◆ **REQUIRED WORK**
Find the lines with "image" in them and copy them out.

◆ **SOURCE EXCERPT**
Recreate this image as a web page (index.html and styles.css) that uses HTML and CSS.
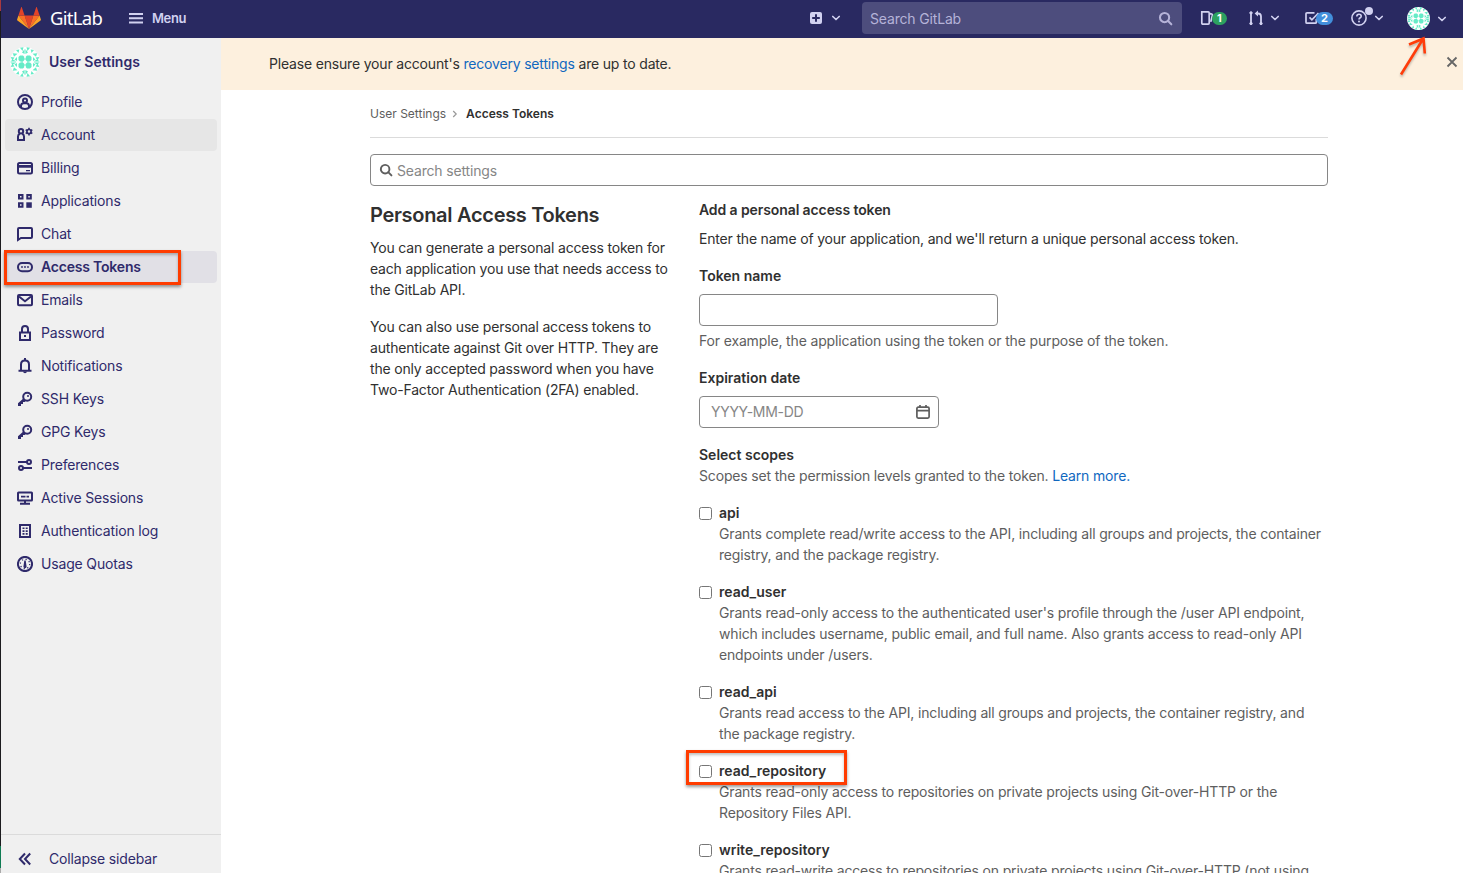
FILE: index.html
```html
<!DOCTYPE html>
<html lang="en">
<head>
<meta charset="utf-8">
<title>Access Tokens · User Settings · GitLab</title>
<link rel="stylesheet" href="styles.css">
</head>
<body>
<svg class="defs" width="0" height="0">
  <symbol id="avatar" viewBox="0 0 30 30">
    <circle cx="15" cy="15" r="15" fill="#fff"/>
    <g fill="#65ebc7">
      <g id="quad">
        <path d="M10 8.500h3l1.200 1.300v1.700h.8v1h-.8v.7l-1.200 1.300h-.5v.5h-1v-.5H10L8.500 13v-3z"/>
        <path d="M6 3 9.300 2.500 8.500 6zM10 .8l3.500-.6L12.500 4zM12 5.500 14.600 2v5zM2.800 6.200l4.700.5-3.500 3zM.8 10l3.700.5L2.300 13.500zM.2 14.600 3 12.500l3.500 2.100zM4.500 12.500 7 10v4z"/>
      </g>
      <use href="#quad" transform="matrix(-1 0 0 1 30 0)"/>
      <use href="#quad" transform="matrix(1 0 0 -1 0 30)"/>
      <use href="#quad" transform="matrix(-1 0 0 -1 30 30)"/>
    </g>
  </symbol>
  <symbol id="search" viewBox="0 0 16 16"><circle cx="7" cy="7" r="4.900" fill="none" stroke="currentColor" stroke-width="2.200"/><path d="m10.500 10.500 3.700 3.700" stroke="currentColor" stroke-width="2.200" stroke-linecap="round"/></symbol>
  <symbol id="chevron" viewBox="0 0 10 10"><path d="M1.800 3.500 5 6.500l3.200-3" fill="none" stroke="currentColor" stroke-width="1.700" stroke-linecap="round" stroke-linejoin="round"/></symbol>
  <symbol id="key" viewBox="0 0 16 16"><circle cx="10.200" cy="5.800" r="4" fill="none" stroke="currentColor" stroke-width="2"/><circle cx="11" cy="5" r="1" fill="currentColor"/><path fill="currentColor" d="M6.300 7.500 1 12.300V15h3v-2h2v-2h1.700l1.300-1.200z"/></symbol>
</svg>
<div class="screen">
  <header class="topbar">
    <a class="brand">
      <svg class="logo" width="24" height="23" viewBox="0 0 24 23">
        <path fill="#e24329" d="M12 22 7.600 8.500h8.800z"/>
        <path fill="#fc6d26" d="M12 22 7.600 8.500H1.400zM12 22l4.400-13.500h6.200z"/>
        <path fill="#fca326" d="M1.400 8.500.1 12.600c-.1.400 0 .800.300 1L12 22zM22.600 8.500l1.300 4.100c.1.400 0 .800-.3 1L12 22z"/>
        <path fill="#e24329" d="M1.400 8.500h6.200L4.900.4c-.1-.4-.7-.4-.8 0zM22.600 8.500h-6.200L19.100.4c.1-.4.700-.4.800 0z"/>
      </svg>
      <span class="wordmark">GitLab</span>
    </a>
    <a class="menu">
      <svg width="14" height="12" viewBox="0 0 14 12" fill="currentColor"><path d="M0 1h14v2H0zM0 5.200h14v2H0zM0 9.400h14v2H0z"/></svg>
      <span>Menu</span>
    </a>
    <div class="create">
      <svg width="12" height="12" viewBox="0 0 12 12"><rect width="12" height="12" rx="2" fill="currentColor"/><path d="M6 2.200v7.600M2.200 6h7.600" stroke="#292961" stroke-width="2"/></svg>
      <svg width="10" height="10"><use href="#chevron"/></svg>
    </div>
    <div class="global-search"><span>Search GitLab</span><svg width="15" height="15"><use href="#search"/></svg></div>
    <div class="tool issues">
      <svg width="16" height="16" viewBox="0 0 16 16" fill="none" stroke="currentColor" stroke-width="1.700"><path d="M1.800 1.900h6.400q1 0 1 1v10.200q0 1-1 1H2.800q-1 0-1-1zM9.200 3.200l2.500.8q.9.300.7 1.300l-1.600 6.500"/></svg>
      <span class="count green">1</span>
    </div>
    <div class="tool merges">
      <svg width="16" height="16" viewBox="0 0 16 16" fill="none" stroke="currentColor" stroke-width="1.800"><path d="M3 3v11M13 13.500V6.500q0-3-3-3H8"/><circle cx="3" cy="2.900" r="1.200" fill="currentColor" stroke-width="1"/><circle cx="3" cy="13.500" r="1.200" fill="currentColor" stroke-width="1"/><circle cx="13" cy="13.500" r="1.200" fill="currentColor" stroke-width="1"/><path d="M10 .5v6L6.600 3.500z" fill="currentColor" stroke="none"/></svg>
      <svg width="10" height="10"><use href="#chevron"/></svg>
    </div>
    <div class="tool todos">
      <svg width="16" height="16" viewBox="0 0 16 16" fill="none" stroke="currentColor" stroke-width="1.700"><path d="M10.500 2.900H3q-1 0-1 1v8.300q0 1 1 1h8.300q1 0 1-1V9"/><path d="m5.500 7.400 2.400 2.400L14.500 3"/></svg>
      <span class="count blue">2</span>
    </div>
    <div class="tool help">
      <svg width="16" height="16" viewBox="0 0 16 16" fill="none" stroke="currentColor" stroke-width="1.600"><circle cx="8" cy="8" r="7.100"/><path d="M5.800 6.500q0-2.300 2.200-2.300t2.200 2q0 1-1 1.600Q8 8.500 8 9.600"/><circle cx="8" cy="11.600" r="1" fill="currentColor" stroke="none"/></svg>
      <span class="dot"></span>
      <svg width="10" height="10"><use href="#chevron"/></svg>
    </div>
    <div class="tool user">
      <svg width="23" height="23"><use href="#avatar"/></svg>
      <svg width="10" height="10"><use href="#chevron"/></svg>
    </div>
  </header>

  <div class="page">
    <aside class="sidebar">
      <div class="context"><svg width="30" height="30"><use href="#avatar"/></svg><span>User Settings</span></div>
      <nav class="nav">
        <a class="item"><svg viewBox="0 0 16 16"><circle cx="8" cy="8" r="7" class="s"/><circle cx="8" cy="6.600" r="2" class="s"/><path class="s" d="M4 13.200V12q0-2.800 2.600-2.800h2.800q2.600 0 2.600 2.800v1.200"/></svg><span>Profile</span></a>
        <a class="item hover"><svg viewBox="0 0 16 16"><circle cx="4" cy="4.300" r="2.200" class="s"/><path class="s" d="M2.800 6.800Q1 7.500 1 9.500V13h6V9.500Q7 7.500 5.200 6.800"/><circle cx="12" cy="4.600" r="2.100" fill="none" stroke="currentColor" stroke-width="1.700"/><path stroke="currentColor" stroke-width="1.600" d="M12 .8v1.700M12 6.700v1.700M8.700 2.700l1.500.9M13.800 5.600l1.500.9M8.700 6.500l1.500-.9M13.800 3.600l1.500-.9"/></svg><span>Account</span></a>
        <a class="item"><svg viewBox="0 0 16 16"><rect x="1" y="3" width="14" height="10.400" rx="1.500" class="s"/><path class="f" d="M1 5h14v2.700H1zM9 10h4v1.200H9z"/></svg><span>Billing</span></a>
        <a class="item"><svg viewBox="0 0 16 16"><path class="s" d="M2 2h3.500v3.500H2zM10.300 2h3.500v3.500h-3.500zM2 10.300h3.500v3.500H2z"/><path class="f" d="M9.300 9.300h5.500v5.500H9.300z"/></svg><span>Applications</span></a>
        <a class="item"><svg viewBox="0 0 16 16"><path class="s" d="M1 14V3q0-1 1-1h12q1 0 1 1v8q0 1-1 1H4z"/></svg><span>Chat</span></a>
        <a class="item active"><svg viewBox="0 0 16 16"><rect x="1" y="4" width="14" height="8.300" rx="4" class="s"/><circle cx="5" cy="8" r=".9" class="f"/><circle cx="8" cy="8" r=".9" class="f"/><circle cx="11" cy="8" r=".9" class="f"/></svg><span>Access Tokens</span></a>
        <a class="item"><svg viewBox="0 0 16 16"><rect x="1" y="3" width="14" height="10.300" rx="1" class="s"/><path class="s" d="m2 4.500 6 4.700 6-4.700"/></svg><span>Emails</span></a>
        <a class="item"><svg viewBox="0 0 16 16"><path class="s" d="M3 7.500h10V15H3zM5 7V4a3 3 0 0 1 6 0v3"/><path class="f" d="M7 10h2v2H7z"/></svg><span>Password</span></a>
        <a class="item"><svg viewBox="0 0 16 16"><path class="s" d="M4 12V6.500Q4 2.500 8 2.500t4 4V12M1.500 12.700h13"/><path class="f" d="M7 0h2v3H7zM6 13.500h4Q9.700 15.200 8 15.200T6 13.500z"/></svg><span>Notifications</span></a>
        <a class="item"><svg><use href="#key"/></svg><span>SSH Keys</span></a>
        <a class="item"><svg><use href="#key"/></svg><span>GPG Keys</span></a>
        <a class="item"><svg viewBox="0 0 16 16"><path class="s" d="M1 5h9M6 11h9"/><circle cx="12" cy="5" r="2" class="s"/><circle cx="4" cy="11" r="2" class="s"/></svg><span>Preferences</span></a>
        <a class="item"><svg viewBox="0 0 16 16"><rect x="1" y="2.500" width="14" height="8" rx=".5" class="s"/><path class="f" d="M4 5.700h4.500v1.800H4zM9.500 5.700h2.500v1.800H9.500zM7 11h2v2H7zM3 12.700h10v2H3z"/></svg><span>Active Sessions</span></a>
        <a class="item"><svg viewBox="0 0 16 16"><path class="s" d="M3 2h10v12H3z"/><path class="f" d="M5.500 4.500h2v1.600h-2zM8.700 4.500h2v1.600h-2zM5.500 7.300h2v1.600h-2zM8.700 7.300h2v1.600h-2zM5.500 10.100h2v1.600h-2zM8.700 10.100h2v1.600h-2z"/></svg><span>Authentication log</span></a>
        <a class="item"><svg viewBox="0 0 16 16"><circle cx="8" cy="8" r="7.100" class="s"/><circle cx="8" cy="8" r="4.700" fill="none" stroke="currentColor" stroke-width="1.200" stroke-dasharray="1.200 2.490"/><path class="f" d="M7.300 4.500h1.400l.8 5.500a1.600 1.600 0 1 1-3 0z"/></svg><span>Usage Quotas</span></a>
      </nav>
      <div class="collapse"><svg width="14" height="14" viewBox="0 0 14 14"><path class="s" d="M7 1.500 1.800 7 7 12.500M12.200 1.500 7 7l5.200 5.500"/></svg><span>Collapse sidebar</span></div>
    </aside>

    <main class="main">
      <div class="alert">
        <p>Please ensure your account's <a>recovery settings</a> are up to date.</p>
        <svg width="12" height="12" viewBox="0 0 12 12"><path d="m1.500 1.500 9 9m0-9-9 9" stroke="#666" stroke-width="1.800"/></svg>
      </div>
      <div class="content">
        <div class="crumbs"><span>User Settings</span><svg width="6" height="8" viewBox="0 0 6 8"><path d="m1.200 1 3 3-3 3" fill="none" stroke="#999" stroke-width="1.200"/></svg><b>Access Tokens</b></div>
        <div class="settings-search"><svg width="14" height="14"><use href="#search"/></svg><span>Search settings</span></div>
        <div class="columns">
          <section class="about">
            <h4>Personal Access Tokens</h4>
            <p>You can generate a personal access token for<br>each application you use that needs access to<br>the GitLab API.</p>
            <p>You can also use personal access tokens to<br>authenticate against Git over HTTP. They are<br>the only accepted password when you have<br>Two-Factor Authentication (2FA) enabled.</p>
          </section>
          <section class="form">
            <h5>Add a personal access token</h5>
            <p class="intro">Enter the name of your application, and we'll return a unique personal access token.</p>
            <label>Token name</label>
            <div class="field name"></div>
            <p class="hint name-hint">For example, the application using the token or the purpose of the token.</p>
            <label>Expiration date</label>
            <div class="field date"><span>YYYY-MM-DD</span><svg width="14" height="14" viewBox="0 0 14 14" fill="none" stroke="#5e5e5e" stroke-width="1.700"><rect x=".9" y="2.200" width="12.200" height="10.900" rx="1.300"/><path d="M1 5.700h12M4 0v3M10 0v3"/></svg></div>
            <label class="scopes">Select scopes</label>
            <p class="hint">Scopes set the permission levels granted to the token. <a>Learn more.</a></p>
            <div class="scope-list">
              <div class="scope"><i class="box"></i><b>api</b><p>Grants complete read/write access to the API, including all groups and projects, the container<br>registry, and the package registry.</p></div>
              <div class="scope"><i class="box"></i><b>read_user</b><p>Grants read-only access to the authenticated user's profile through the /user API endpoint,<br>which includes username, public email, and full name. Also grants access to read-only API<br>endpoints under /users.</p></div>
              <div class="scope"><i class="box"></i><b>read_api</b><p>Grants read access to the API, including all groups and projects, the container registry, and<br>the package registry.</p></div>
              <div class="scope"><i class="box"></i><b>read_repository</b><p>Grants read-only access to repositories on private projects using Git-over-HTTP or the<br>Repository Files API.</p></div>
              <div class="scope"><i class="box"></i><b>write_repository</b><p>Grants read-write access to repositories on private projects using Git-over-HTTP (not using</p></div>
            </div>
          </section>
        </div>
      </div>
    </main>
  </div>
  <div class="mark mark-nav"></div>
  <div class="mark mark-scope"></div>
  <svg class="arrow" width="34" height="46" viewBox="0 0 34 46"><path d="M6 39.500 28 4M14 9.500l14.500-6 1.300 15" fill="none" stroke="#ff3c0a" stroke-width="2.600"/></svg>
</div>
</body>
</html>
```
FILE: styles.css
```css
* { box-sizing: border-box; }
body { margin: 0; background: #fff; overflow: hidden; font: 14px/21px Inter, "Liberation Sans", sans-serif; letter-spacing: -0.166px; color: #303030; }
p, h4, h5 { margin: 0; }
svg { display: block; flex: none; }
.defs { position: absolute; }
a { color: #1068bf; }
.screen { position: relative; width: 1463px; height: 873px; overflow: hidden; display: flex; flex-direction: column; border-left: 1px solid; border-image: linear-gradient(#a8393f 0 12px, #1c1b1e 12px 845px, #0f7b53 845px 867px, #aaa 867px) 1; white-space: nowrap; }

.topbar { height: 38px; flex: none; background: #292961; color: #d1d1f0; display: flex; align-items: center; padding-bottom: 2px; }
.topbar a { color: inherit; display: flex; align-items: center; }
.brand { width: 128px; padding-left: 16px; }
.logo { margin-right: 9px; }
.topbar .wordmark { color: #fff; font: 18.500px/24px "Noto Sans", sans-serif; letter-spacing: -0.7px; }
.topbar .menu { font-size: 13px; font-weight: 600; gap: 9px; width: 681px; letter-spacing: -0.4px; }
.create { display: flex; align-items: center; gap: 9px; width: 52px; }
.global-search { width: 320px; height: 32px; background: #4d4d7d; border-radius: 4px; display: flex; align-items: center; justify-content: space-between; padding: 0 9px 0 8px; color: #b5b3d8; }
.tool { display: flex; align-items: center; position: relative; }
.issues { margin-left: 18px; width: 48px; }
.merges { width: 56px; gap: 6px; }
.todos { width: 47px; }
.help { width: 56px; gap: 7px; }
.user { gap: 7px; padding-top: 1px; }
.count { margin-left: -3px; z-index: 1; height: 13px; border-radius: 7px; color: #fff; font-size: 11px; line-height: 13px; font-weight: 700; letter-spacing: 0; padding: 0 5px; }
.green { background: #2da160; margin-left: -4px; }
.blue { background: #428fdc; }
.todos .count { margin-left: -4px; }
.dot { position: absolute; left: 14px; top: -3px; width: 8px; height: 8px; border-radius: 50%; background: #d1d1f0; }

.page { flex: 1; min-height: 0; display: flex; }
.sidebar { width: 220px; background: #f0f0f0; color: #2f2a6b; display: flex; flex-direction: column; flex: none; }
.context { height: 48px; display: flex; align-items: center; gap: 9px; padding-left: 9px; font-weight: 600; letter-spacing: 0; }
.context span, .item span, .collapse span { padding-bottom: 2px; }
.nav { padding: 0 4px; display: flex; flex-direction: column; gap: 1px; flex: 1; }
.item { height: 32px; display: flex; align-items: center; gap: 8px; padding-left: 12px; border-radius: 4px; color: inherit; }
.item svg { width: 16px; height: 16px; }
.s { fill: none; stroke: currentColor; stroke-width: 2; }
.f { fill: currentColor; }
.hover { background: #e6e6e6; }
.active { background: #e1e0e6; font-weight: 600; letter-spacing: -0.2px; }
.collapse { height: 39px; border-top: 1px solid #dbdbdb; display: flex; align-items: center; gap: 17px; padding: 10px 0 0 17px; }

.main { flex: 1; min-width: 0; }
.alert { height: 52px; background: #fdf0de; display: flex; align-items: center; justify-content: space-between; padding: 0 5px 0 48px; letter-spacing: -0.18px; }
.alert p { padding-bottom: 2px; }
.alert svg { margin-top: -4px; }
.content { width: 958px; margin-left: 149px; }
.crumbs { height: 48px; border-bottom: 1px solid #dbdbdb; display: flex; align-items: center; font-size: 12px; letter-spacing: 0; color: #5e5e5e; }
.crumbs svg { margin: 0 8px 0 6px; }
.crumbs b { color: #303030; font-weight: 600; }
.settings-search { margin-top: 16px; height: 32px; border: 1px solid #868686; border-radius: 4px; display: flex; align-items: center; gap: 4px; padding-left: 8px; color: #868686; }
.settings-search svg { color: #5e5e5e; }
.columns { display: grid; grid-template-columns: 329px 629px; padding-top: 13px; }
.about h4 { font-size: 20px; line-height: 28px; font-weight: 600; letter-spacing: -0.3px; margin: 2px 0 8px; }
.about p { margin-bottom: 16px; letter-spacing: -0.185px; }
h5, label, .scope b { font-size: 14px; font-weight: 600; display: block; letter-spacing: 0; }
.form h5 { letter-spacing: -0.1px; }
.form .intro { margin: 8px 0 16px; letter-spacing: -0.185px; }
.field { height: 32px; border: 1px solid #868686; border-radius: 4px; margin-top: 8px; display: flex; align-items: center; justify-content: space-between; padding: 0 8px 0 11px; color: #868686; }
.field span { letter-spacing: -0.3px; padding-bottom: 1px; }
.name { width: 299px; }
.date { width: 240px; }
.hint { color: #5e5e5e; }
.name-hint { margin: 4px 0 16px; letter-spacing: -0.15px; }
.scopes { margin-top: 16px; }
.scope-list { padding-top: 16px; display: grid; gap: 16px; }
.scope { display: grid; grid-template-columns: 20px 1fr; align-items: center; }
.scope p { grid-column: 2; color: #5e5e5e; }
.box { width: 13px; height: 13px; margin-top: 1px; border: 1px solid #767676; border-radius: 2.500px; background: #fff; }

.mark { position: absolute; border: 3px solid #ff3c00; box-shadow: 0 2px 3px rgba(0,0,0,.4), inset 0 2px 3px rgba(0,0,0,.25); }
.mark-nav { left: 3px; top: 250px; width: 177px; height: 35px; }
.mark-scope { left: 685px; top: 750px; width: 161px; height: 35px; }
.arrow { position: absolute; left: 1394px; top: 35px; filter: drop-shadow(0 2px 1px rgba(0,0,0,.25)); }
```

◆ **RESULT FOR THIS TASK**
Recreate this image as a web page (index.html and styles.css) that uses HTML and CSS.
.screen { position: relative; width: 1463px; height: 873px; overflow: hidden; display: flex; flex-direction: column; border-left: 1px solid; border-image: linear-gradient(#a8393f 0 12px, #1c1b1e 12px 845px, #0f7b53 845px 867px, #aaa 867px) 1; white-space: nowrap; }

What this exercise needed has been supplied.